Describing the process of adding new people to her life, Rossi says: “If I feel like I’ve known you forever—not to be all Kabbalah or whatever—but that’s the easiest. If I feel like I love you already.

“Either it freaks people out or they’re really into it. It’s really that simple, you know?”

This insta-bond transpired with Deschanel, whom Rossi met while working out at the Tracy Anderson studio in Studio City.

“I had shin splints,” Rossi recalls as she takes small bites of a breakfast frittata. “And Zooey would always come up to me and be like, ‘Hey, you should do this, or you should ice it.’ And then one day she was like, ‘If you ever want to go to lunch or something …’ I was like, ‘Oh, my God!’

“So we went to lunch, and I told her that I really wanted to do something for women online. And she was like, ‘I’ve been thinking the same thing!’”

Rossi then suggested meeting with McAleer, whom she’d also recently met and was making videos with for the teen site Alloy. Months later, Hello Giggles launched. Although the three women work as partners, Rossi is the most hands-on, since Deschanel and McAleer have full-time jobs in TV.

Despite her coterie of A-list friends, Rossi sees herself as, and gives every indication of being, very normal—at least in an L.A. kind of way. After graduating from Beverly Hills High School, she spent one day at American Jewish University before taking a job as music supervisor Amanda Demme’s assistant.
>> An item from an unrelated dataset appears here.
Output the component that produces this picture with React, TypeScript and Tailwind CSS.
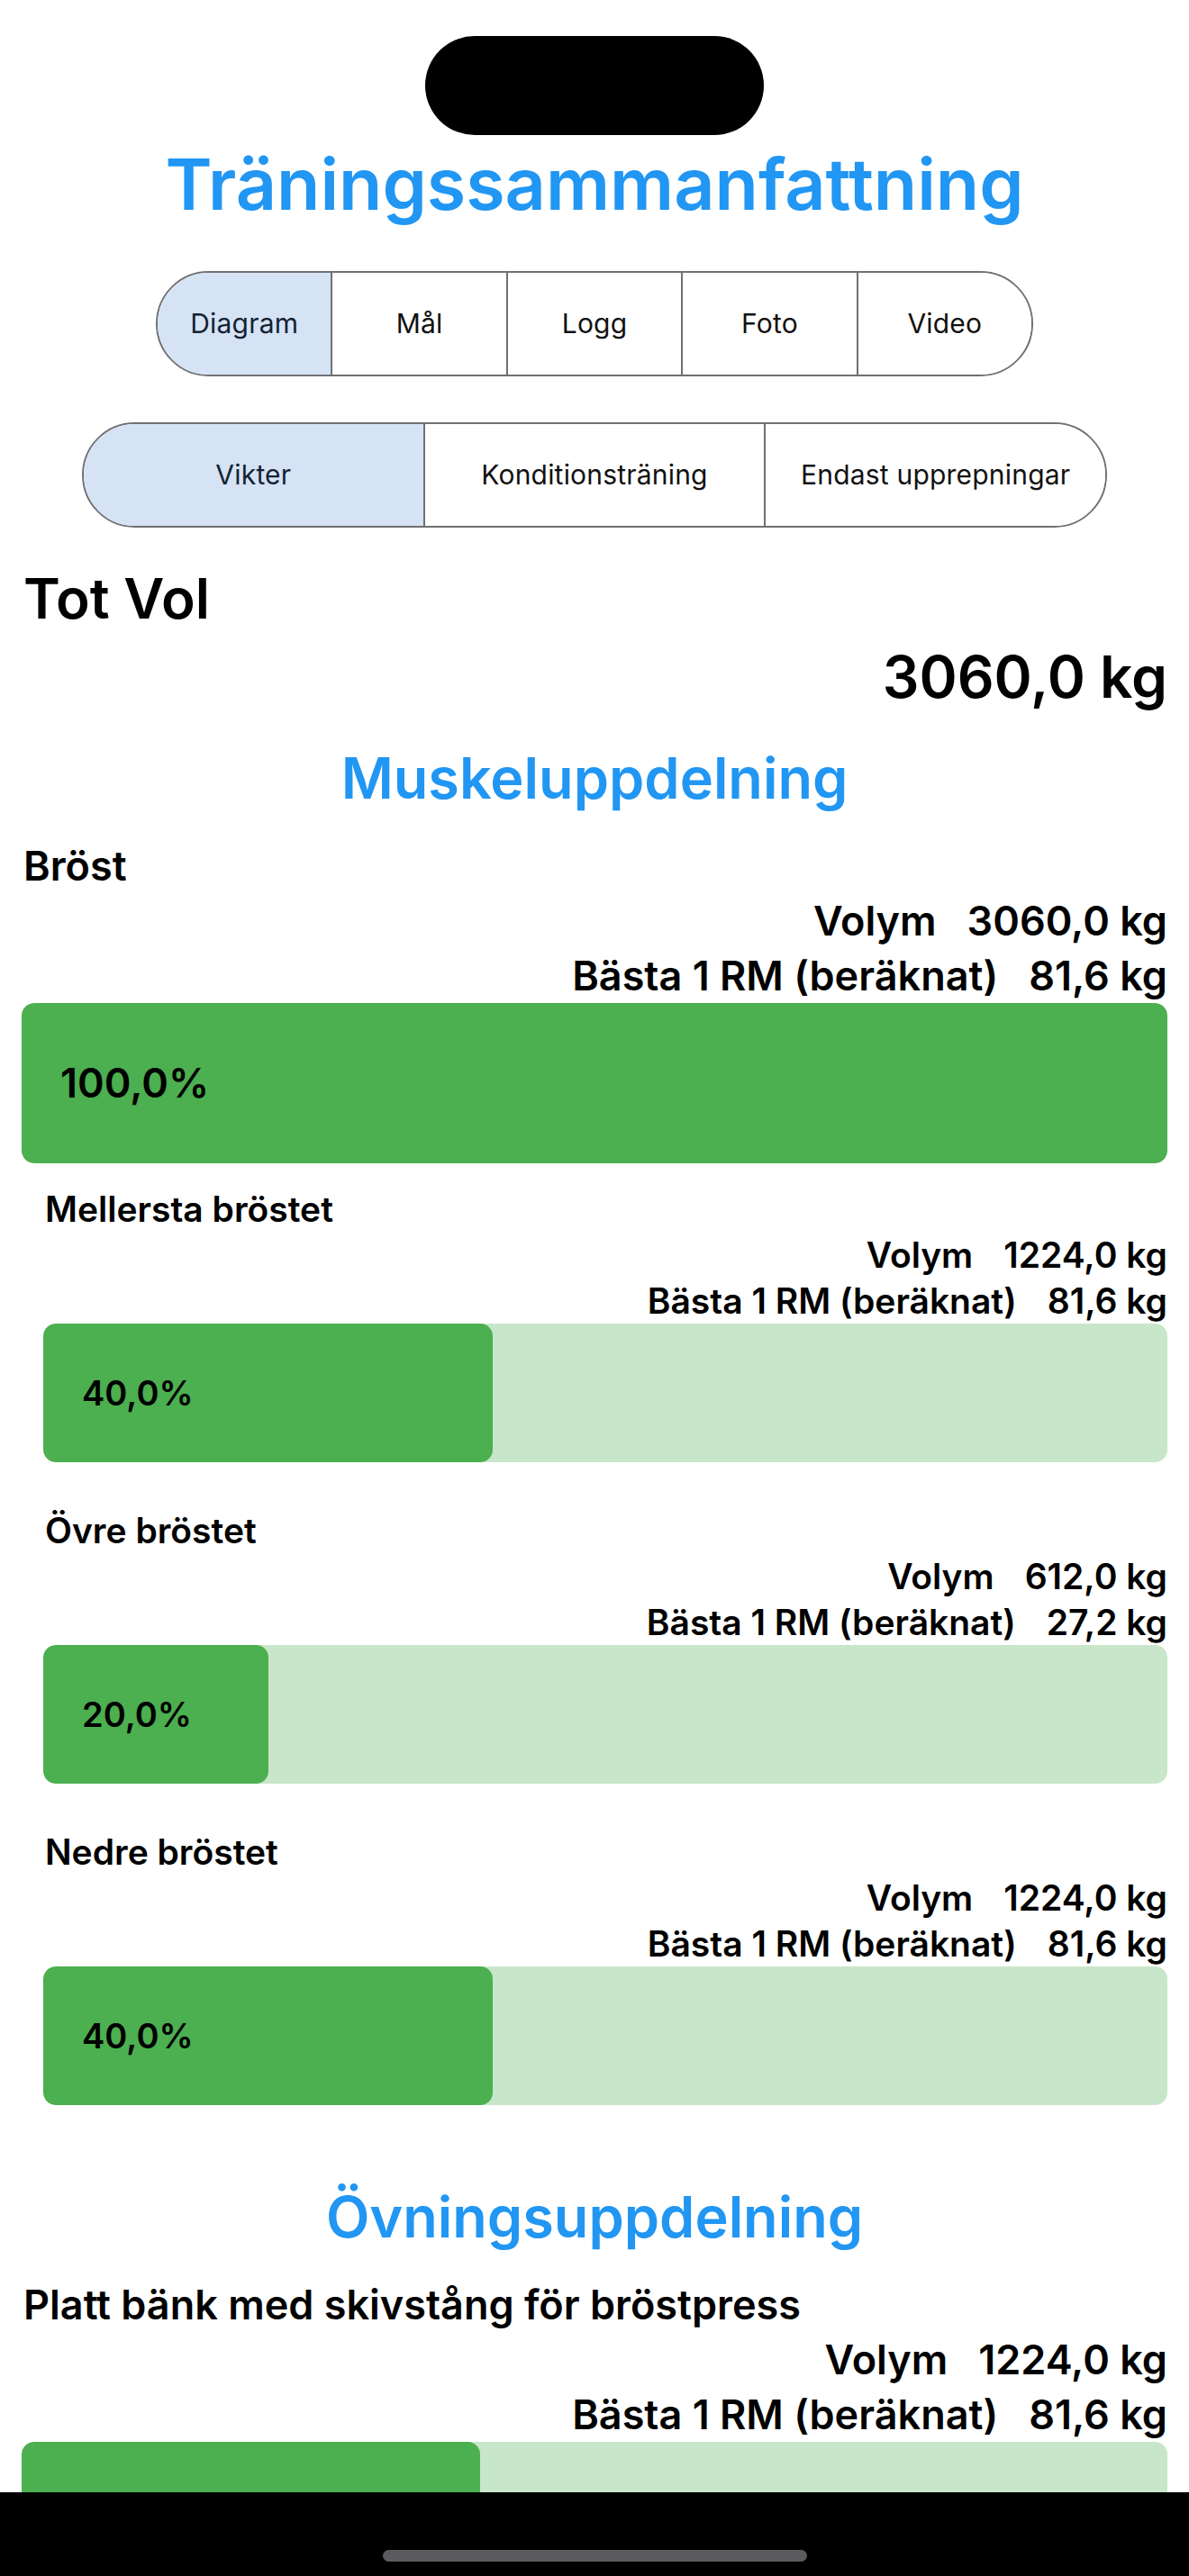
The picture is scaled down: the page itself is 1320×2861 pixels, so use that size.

During the day she would work for Demme, and at night she’d sit at the door of clubs with her friend Katherine Power—who was working for nightclub impresario Brent Bolthouse—doing bottle service. (Power would go on to cofound the celebrity fashion site Who What Wear.)

“People had to pay $100 just to sit at the table, but we would sell people out. People would leave the club at 12:30 and we’d sell the table again. It was so much fun,” Rossi says, giggling at the memory. “You couldn’t believe how crazy people were for these bottles. The waiters and us would laugh hysterically. Like, who are these idiots? Who is paying for this bottle?”

But Rossi’s real break came with The Hills. As a talent producer on the show, she had to cajole, calm, listen to, and at times persuade the show’s stars to do things they might not want to do. It was perfect: she was essentially being paid to be friends with people. She and Conrad became particularly tight.

“There was a trust factor,” Rossi says. “Lauren and I are still really close, but I’d be really honest with her. I’d be like, ‘You have to go to the birthday party. You can leave early, but you have to go.’

“The hardest part for me was having to be so emotional. If Lauren was crying, I’d cry. If she and Audrina [Patridge] were going to fight, I’d cry … I was sort of like a double agent. I’d know they were going to fuck with Lauren. I’d know they were going to send Heidi [Montag] in. So I’d tell Lauren, ‘Lauren, something’s going to happen.’ And she would trust that so much more.”

Working on The Hills, Rossi says, “I was always nervous. Everything that could go wrong was on me.”

But with Hello Giggles, “it doesn’t feel like it’s my responsibility. I just feel like we got so lucky. We have so many awesome new writers.

“For the next couple years, God willing, this will be my priority. I really feel connected to it. I feel it really is something for other girls. I really want other girls, a lot of people, to come over.

“That’s why I like a house environment,” she says, in reference to her home office. “Because I know my friends will come over!”